▶ [Material shown]:
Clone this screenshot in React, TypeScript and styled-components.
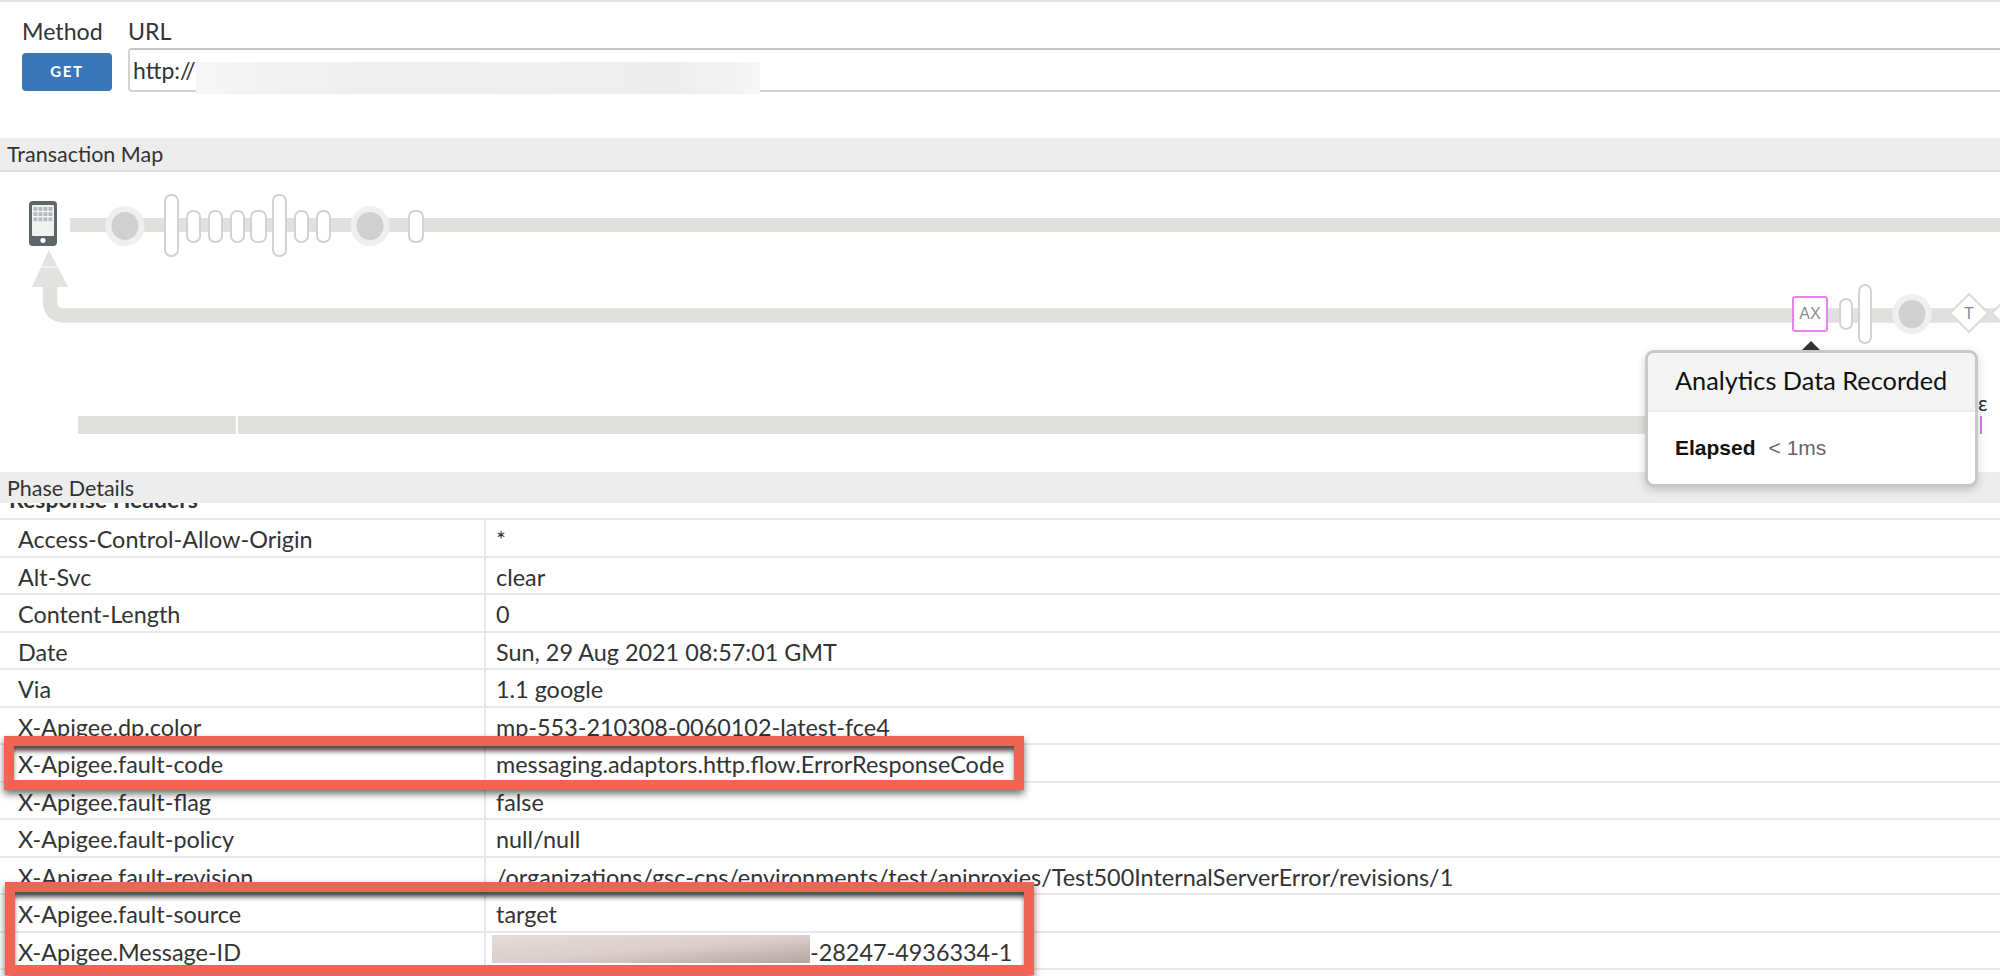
--
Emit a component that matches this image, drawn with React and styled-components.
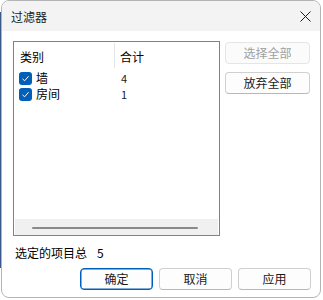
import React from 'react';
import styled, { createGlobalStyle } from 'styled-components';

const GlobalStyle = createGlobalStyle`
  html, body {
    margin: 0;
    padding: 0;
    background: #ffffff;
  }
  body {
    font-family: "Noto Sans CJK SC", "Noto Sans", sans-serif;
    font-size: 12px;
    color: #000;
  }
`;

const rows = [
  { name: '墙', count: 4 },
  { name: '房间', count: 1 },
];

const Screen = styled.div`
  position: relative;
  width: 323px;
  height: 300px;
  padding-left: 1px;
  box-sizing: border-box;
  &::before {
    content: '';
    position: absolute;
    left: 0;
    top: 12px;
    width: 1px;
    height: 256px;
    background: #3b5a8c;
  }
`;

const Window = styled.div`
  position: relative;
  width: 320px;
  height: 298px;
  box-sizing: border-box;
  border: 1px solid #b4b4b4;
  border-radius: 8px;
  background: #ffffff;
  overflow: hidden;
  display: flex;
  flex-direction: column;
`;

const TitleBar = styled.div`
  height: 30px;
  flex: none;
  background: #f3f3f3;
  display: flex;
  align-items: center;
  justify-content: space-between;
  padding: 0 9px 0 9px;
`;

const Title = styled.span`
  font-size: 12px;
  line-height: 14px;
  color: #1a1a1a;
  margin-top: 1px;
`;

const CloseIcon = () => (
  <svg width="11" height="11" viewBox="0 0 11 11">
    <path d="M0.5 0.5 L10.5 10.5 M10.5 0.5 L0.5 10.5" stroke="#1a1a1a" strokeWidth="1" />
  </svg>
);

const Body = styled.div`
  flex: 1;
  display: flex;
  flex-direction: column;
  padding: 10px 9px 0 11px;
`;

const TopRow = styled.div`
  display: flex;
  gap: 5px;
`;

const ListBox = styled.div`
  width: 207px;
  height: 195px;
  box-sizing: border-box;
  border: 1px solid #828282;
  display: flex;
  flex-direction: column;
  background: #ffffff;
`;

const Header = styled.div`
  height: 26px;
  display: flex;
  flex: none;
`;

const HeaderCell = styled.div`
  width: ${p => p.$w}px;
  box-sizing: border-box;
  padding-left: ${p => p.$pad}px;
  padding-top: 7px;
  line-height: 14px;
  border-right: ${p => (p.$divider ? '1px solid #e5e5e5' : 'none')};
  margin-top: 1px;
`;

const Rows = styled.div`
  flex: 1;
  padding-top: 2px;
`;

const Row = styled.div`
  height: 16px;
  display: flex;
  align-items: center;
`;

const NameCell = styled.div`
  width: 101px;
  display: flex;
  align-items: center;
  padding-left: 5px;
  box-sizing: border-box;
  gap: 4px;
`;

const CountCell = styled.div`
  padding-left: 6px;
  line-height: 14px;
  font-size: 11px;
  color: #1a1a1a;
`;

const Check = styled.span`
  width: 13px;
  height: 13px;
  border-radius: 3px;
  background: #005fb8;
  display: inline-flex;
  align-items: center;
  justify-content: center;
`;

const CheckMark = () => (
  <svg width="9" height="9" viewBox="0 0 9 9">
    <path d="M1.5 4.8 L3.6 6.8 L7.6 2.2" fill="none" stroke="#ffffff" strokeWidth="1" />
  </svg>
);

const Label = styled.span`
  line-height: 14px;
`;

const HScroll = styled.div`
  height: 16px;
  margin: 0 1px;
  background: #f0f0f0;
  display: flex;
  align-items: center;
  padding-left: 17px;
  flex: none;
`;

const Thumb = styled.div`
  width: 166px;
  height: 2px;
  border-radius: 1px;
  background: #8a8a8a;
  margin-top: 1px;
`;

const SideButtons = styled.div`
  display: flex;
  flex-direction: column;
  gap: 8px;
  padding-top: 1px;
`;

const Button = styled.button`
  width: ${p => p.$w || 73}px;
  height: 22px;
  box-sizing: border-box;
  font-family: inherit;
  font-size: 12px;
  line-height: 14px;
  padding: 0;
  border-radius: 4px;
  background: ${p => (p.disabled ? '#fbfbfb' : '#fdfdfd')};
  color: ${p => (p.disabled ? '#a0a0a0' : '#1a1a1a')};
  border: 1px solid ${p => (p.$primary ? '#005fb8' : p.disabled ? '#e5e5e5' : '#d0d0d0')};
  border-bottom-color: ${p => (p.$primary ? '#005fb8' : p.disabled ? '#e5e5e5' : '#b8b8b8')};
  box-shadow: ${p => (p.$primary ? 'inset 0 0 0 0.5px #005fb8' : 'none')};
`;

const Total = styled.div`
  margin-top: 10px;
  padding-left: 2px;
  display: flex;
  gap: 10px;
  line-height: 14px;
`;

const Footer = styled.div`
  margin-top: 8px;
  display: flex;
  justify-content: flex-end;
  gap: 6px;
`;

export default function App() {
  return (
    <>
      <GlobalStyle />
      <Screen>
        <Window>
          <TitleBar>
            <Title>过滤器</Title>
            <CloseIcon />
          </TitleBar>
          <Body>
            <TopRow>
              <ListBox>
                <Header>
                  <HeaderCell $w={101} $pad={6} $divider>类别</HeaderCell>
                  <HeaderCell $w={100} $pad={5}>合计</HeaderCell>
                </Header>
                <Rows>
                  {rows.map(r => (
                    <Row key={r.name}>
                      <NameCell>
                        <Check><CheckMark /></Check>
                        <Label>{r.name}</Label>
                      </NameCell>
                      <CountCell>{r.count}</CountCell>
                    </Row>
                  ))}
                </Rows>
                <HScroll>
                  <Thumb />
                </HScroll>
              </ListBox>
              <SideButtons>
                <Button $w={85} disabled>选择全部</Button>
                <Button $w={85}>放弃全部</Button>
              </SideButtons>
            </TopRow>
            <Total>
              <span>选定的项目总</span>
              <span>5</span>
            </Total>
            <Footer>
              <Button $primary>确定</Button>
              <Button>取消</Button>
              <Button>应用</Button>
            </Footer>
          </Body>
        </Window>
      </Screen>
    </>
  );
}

▶ [Instructions to follow]: Where a line above includes "components", copy that line.

▶ [Exercise response]:
Clone this screenshot in React, TypeScript and styled-components.
Emit a component that matches this image, drawn with React and styled-components.
import styled, { createGlobalStyle } from 'styled-components';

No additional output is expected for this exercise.